EXERCISE BRIEF
Locate every line below that contains the word "this" and copy it.

RECORDS PROVIDED
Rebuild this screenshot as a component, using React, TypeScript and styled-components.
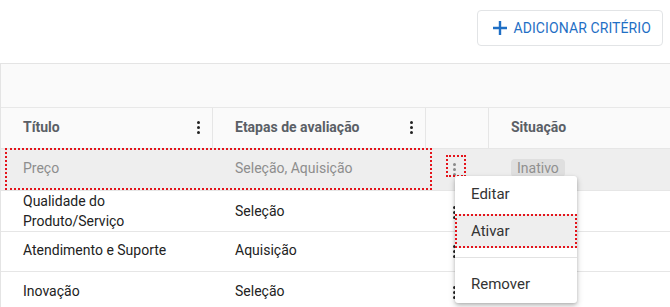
import * as React from 'react';
import styled, { createGlobalStyle } from 'styled-components';

const GlobalStyle = createGlobalStyle`
    html, body {
        margin: 0;
        padding: 0;
        background: #ffffff;
        font-family: Roboto, 'Liberation Sans', sans-serif;
        overflow: hidden;
    }
`;

const Page = styled.main`
    width: 670px;
    height: 307px;
    overflow: hidden;
    position: relative;
`;

const TopBar = styled.div`
    display: flex;
    justify-content: flex-end;
    padding: 10px 7px 17px 0;
`;

const AddButton = styled.button`
    display: flex;
    align-items: center;
    gap: 4px;
    height: 36px;
    padding: 0 11px 0 13px;
    border: 1px solid #e2e4e6;
    border-radius: 4px;
    background: #ffffff;
    color: #1f6fc5;
    font-family: Roboto, sans-serif;
    font-size: 14px;
    font-weight: 400;
    letter-spacing: 0.1px;
    text-transform: uppercase;
`;

const Table = styled.div`
    width: 720px;
    border-left: 1px solid #e4e4e4;
    border-top: 1px solid #e4e4e4;
`;

const Toolbar = styled.div`
    height: 43px;
    background: #fafafa;
    border-bottom: 1px solid #e8e8e8;
`;

const Row = styled.div<{ $bg?: string; $height?: number }>`
    position: relative;
    display: grid;
    grid-template-columns: 212px 213px 63px 1fr;
    height: ${(p) => p.$height ?? 40}px;
    background: ${(p) => p.$bg ?? '#ffffff'};
    border-bottom: 1px solid #e6e6e6;
`;

const HeadCell = styled.div<{ $sep?: boolean }>`
    display: flex;
    align-items: center;
    justify-content: space-between;
    padding: 0 12px 2px 22px;
    font-size: 14px;
    font-weight: 700;
    color: #5a5f66;
    border-right: ${(p) => (p.$sep ? '1px solid #e6e6e6' : 'none')};
`;

const Cell = styled.div<{ $muted?: boolean }>`
    display: flex;
    align-items: center;
    padding: 0 10px 3px 22px;
    font-size: 14px;
    line-height: 20px;
    color: ${(p) => (p.$muted ? '#8d8d8d' : '#222222')};
`;

const ActionCell = styled.div`
    display: flex;
    align-items: center;
    padding-left: 27px;
`;

const Badge = styled.span`
    padding: 1px 6px;
    border-radius: 4px;
    background: #dfdfdf;
    color: #8f8f8f;
    font-size: 14px;
    line-height: 16px;
`;

const Kebab = styled.span<{ $color?: string }>`
    display: inline-flex;
    flex-direction: column;
    gap: 2px;
    & > i {
        width: 3px;
        height: 3px;
        border-radius: 50%;
        background: ${(p) => p.$color ?? '#222222'};
    }
`;

const Highlight = styled.div<{ $l: number; $t: number; $w: number; $h: number }>`
    position: absolute;
    left: ${(p) => p.$l}px;
    top: ${(p) => p.$t}px;
    width: ${(p) => p.$w}px;
    height: ${(p) => p.$h}px;
    border: 2px dotted #e4141b;
    box-sizing: border-box;
    pointer-events: none;
`;

const Menu = styled.div`
    position: absolute;
    left: 455px;
    top: 176px;
    width: 122px;
    padding: 0 0 2px;
    background: #ffffff;
    border-radius: 3px;
    box-shadow: 0 3px 6px rgba(0, 0, 0, 0.22), 0 1px 3px rgba(0, 0, 0, 0.15);
`;

const MenuItem = styled.div<{ $active?: boolean; $height?: number; $gap?: number }>`
    position: relative;
    display: flex;
    align-items: center;
    height: ${(p) => p.$height ?? 34}px;
    margin-bottom: ${(p) => p.$gap ?? 0}px;
    padding-left: 16px;
    font-size: 15px;
    color: #333333;
    background: ${(p) => (p.$active ? '#eeeeee' : 'transparent')};
`;

const Divider = styled.div`
    height: 1px;
    margin: 9px 0 9px;
    background: #e2e2e2;
`;

function Dots({ color }: { color?: string }): JSX.Element {
    return (
        <Kebab $color={color}>
            <i />
            <i />
            <i />
        </Kebab>
    );
}

function PlusIcon(): JSX.Element {
    return (
        <svg width="18" height="18" viewBox="0 0 18 18">
            <path d="M9 2v14M2 9h14" stroke="#1f6fc5" strokeWidth="2.4" />
        </svg>
    );
}

const rows = [
    { title: ['Qualidade do', 'Produto/Serviço'], stage: 'Seleção', height: 40 },
    { title: ['Atendimento e Suporte'], stage: 'Aquisição', height: 39 },
    { title: ['Inovação'], stage: 'Seleção', height: 40 },
];

function CriteriaPage(): JSX.Element {
    return (
        <Page>
            <GlobalStyle />
            <TopBar>
                <AddButton>
                    <PlusIcon />
                    Adicionar critério
                </AddButton>
            </TopBar>
            <Table>
                <Toolbar />
                <Row $bg="#fafafa" $height={40}>
                    <HeadCell $sep>
                        Título
                        <Dots />
                    </HeadCell>
                    <HeadCell $sep>
                        Etapas de avaliação
                        <Dots />
                    </HeadCell>
                    <HeadCell $sep />
                    <HeadCell>Situação</HeadCell>
                </Row>
                <Row $bg="#eeeeee" $height={41}>
                    <Cell $muted>Preço</Cell>
                    <Cell $muted>Seleção, Aquisição</Cell>
                    <ActionCell>
                        <Dots color="#8a8a8a" />
                    </ActionCell>
                    <Cell>
                        <Badge>Inativo</Badge>
                    </Cell>
                    <Highlight $l={4} $t={-1} $w={427} $h={42} />
                    <Highlight $l={445} $t={6} $w={20} $h={22} />
                </Row>
                {rows.map((r) => (
                    <Row key={r.stage + r.title[0]} $height={r.height}>
                        <Cell>
                            <div>
                                {r.title.map((t) => (
                                    <div key={t}>{t}</div>
                                ))}
                            </div>
                        </Cell>
                        <Cell>{r.stage}</Cell>
                        <ActionCell>
                            <Dots />
                        </ActionCell>
                        <Cell />
                    </Row>
                ))}
            </Table>
            <Menu>
                <MenuItem $height={36} $gap={2}>
                    Editar
                </MenuItem>
                <MenuItem $active>
                    Ativar
                    <Highlight $l={0} $t={0} $w={122} $h={34} />
                </MenuItem>
                <Divider />
                <MenuItem>Remover</MenuItem>
            </Menu>
        </Page>
    );
}

export default CriteriaPage;
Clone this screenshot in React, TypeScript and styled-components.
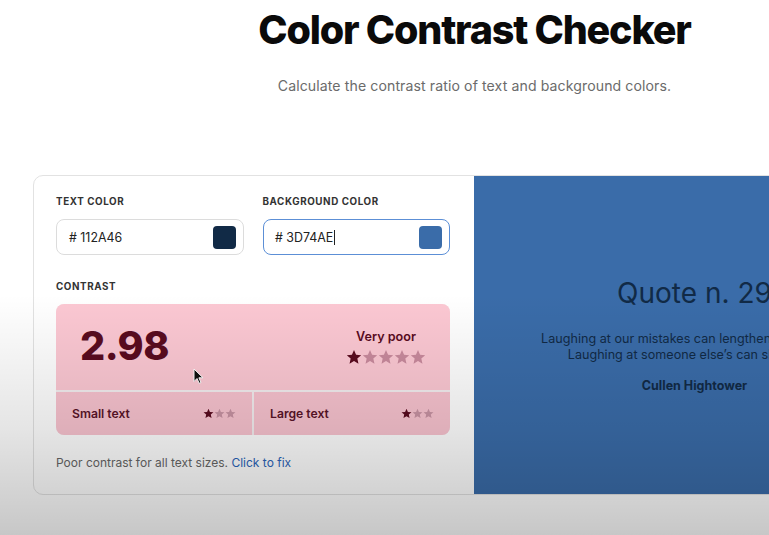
import React from "react";
import styled, { createGlobalStyle } from "styled-components";

const GlobalStyle = createGlobalStyle`
  html, body {
    margin: 0;
    padding: 0;
    background: #ffffff;
    overflow: hidden;
    font-family: Inter, "Noto Sans", "Liberation Sans", sans-serif;
    -webkit-font-smoothing: antialiased;
  }
  #root { width: 769px; height: 535px; overflow: hidden; position: relative; }
`;

const Page = styled.div`
  width: 883px;
  margin-left: 33px;
  padding-top: 6px;
  display: flex;
  flex-direction: column;
  align-items: center;
`;

const Title = styled.h1`
  margin: 0;
  font-size: 39.5px;
  line-height: 48px;
  font-weight: 800;
  letter-spacing: -1.2px;
  color: #0a0a0a;
`;

const Subtitle = styled.p`
  margin: 23px 0 0;
  font-size: 14.1px;
  line-height: 18px;
  color: #6b6b6b;
  letter-spacing: 0.1px;
`;

const Card = styled.section`
  margin-top: 80px;
  width: 883px;
  height: 320px;
  box-sizing: border-box;
  border: 1px solid #e2e2e2;
  border-radius: 10px;
  overflow: hidden;
  display: grid;
  grid-template-columns: 440px 1fr;
  background: #ffffff;
`;

const Controls = styled.div`
  padding: 20px 24px 0 22px;
  display: flex;
  flex-direction: column;
`;

const Fields = styled.div`
  display: grid;
  grid-template-columns: 1fr 1fr;
  column-gap: 19px;
`;

const Field = styled.div`
  display: flex;
  flex-direction: column;
`;

const Label = styled.div<{ $top?: number }>`
  font-size: 9.8px;
  line-height: 12px;
  font-weight: 700;
  letter-spacing: 0.6px;
  text-transform: uppercase;
  color: #333;
  margin-top: ${(p) => p.$top ?? 0}px;
  margin-bottom: 11px;
`;

const InputBox = styled.div<{ $focused?: boolean }>`
  height: 36px;
  box-sizing: border-box;
  border: ${(p) => (p.$focused ? "1.5px solid #5c8fd6" : "1px solid #dcdcdc")};
  border-radius: 8px;
  display: flex;
  align-items: center;
  justify-content: space-between;
  padding: 0 7px 0 ${(p) => (p.$focused ? 11.5 : 12)}px;
  background: #fff;
`;

const HexText = styled.span`
  font-size: 12.4px;
  color: #222;
  display: flex;
  align-items: center;
`;

const Caret = styled.span`
  display: inline-block;
  width: 1px;
  height: 15px;
  background: #222;
  margin-left: 1px;
`;

const Swatch = styled.div<{ $color: string }>`
  width: 23px;
  height: 23px;
  border-radius: 4px;
  background: ${(p) => p.$color};
`;

const ContrastBox = styled.div`
  display: grid;
  grid-template-columns: 1fr 1fr;
  grid-template-rows: 86px 43px;
  gap: 2px;
  border-radius: 8px;
  overflow: hidden;
  background: #f4eef0;
`;

const ScoreRow = styled.div`
  grid-column: 1 / span 2;
  background: #fcc8d3;
  display: flex;
  align-items: center;
  justify-content: space-between;
  padding: 0 24px;
  position: relative;
`;

const Ratio = styled.div`
  font-size: 39.5px;
  font-weight: 800;
  color: #5a0b1f;
  letter-spacing: -0.5px;
  line-height: 1;
`;

const Rating = styled.div`
  display: flex;
  flex-direction: column;
  align-items: center;
  gap: 5px;
`;

const RatingLabel = styled.div`
  font-size: 12.6px;
  font-weight: 600;
  color: #5a0b1f;
`;

const Stars = styled.div<{ $gap: number }>`
  display: flex;
  gap: ${(p) => p.$gap}px;
`;

const Cell = styled.div`
  background: #f8c3cf;
  display: flex;
  align-items: center;
  justify-content: space-between;
  padding: 0 16px;
`;

const CellLabel = styled.span`
  font-size: 12.2px;
  font-weight: 600;
  color: #5a1428;
`;

const Footer = styled.p`
  margin: 20px 0 0;
  font-size: 12px;
  line-height: 16px;
  color: #666;
`;

const FixLink = styled.a`
  color: #2a63b8;
  text-decoration: none;
  cursor: pointer;
`;

const Preview = styled.div`
  background: #3a6ca9;
  display: flex;
  flex-direction: column;
  align-items: center;
  justify-content: center;
  color: #112a46;
  text-align: center;
  padding-bottom: 1px;
`;

const QuoteTitle = styled.div`
  font-size: 28px;
  line-height: 34px;
  font-weight: 400;
`;

const QuoteText = styled.p`
  margin: 21px 0 0;
  font-size: 12.6px;
  line-height: 16px;
  white-space: nowrap;
`;

const Author = styled.div`
  margin-top: 15px;
  font-size: 12.5px;
  line-height: 16px;
  font-weight: 700;
`;

const Pointer = styled.svg`
  position: absolute;
  left: 137px;
  top: 64px;
`;

const Vignette = styled.div`
  position: absolute;
  inset: 0;
  pointer-events: none;
  background: linear-gradient(
    to bottom,
    rgba(0, 0, 0, 0) 0%,
    rgba(0, 0, 0, 0) 55%,
    rgba(0, 0, 0, 0.1) 80%,
    rgba(0, 0, 0, 0.22) 100%
  );
`;

const Star: React.FC<{ size: number; color: string }> = ({ size, color }) => (
  <svg width={size} height={size} viewBox="0 0 24 24">
    <path
      d="M12 1.5l3.1 7.1 7.7.7-5.8 5.1 1.7 7.6L12 18l-6.7 4 1.7-7.6-5.8-5.1 7.7-.7z"
      fill={color}
    />
  </svg>
);

const StarRow: React.FC<{ total: number; filled: number; size: number; gap: number; faded: string }> = ({
  total,
  filled,
  size,
  gap,
  faded,
}) => (
  <Stars $gap={gap}>
    {Array.from({ length: total }).map((_, i) => (
      <Star key={i} size={size} color={i < filled ? "#5a0b1f" : faded} />
    ))}
  </Stars>
);

export default function App() {
  return (
    <>
      <GlobalStyle />
      <Page>
        <Title>Color Contrast Checker</Title>
        <Subtitle>Calculate the contrast ratio of text and background colors.</Subtitle>
        <Card>
          <Controls>
            <Fields>
              <Field>
                <Label>Text color</Label>
                <InputBox>
                  <HexText># 112A46</HexText>
                  <Swatch $color="#112a46" />
                </InputBox>
              </Field>
              <Field>
                <Label>Background color</Label>
                <InputBox $focused>
                  <HexText>
                    # 3D74AE
                    <Caret />
                  </HexText>
                  <Swatch $color="#3a6ca9" />
                </InputBox>
              </Field>
            </Fields>
            <Label $top={26}>Contrast</Label>
            <ContrastBox>
              <ScoreRow>
                <Ratio>2.98</Ratio>
                <Rating>
                  <RatingLabel>Very poor</RatingLabel>
                  <StarRow total={5} filled={1} size={16} gap={0} faded="#c98a9d" />
                </Rating>
                <Pointer width="11" height="16" viewBox="0 0 11 16">
                  <path d="M1 1v12.5l3-3 2.2 4.8 1.8-.8-2.1-4.7H10z" fill="#111" stroke="#fff" strokeWidth="1" />
                </Pointer>
              </ScoreRow>
              <Cell>
                <CellLabel>Small text</CellLabel>
                <StarRow total={3} filled={1} size={11} gap={0} faded="#c893a3" />
              </Cell>
              <Cell>
                <CellLabel>Large text</CellLabel>
                <StarRow total={3} filled={1} size={11} gap={0} faded="#c893a3" />
              </Cell>
            </ContrastBox>
            <Footer>
              Poor contrast for all text sizes. <FixLink>Click to fix</FixLink>
            </Footer>
          </Controls>
          <Preview>
            <QuoteTitle>Quote n. 29</QuoteTitle>
            <QuoteText>
              Laughing at our mistakes can lengthen our own life.
              <br />
              Laughing at someone else’s can shorten it.
            </QuoteText>
            <Author>Cullen Hightower</Author>
          </Preview>
        </Card>
      </Page>
      <Vignette />
    </>
  );
}
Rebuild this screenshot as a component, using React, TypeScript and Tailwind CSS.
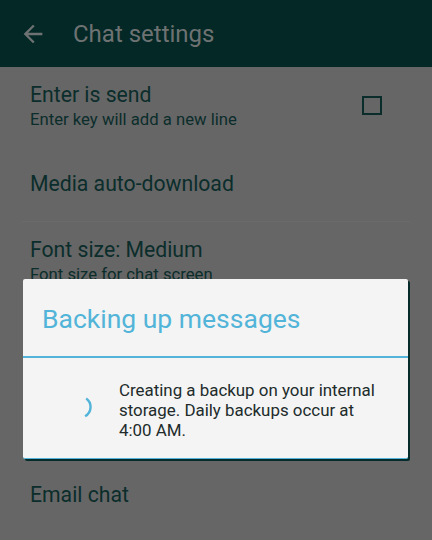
import React from "react";

const font = { fontFamily: "Roboto, 'Noto Sans', sans-serif" };

function Divider() {
  return <div className="mx-[22px] h-px bg-[#6b6b6b]" />;
}

function TwoLine({ title, sub, checkbox }: { title: string; sub: string; checkbox?: boolean }) {
  return (
    <div className="flex h-[80px] items-start pl-[30px] pr-[50px] pt-[16px]">
      <div className="flex-1">
        <div className="text-[21.2px] leading-[24px] text-[#0b2d2b]">{title}</div>
        <div className="mt-[3px] text-[16.7px] leading-[20px] text-[#0b2d2b]">{sub}</div>
      </div>
      {checkbox && <div className="mt-[13px] h-[19px] w-[20px] border-2 border-[#0a2d2b]" />}
    </div>
  );
}

function OneLine({ title, h = 74 }: { title: string; h?: number }) {
  return (
    <div className="flex items-center pl-[30px]" style={{ height: h }}>
      <div className="text-[21.2px] leading-[24px] text-[#0b2d2b]">{title}</div>
    </div>
  );
}

export default function App() {
  return (
    <div className="relative h-[540px] w-[432px] overflow-hidden bg-[#666666]" style={font}>
      <div className="flex h-[67px] items-center bg-[#032826] pl-[19px]">
        <svg width="28" height="28" viewBox="0 0 24 24" fill="#6e7272">
          <path d="M20 11H7.83l5.59-5.59L12 4l-8 8 8 8 1.41-1.41L7.83 13H20v-2z" />
        </svg>
        <div className="ml-[26px] text-[24px] leading-[28px] text-[#6e7272]">Chat settings</div>
      </div>
      <TwoLine title="Enter is send" sub="Enter key will add a new line" checkbox />
      <OneLine title="Media auto-download" />
      <Divider />
      <TwoLine title="Font size: Medium" sub="Font size for chat screen" />
      <div className="h-[156px]" />
      <OneLine title="Email chat" />

      <div className="absolute left-[23px] top-[279px] h-[180px] w-[385px] rounded-[2px] border-b border-[#52b4d8] bg-[#f4f4f4] shadow-[2px_2px_0_0_#052b2a]">
        <div className="flex h-[77px] items-center pl-[19px]">
          <div className="pt-[2px] text-[26.5px] leading-[30px] text-[#52b4d8]">Backing up messages</div>
        </div>
        <div className="h-[2px] bg-[#52b4d8]" />
        <div className="flex items-start pl-[45px] pr-[22px] pt-[22px]">
          <svg width="24" height="24" viewBox="0 0 24 24" className="mt-[15px] shrink-0" fill="none">
            <path
              d="M 18.2 3.5 A 10.5 10.5 0 0 1 17.1 21.2"
              stroke="#52b4d8"
              strokeWidth="2.4"
              strokeLinecap="butt"
            />
          </svg>
          <div className="ml-[27px] text-[16.9px] leading-[20px] text-[#212b2b]">
            Creating a backup on your internal storage. Daily backups occur at 4:00 AM.
          </div>
        </div>
      </div>
    </div>
  );
}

EXERCISE RESULT
Rebuild this screenshot as a component, using React, TypeScript and styled-components.
Clone this screenshot in React, TypeScript and styled-components.
Rebuild this screenshot as a component, using React, TypeScript and Tailwind CSS.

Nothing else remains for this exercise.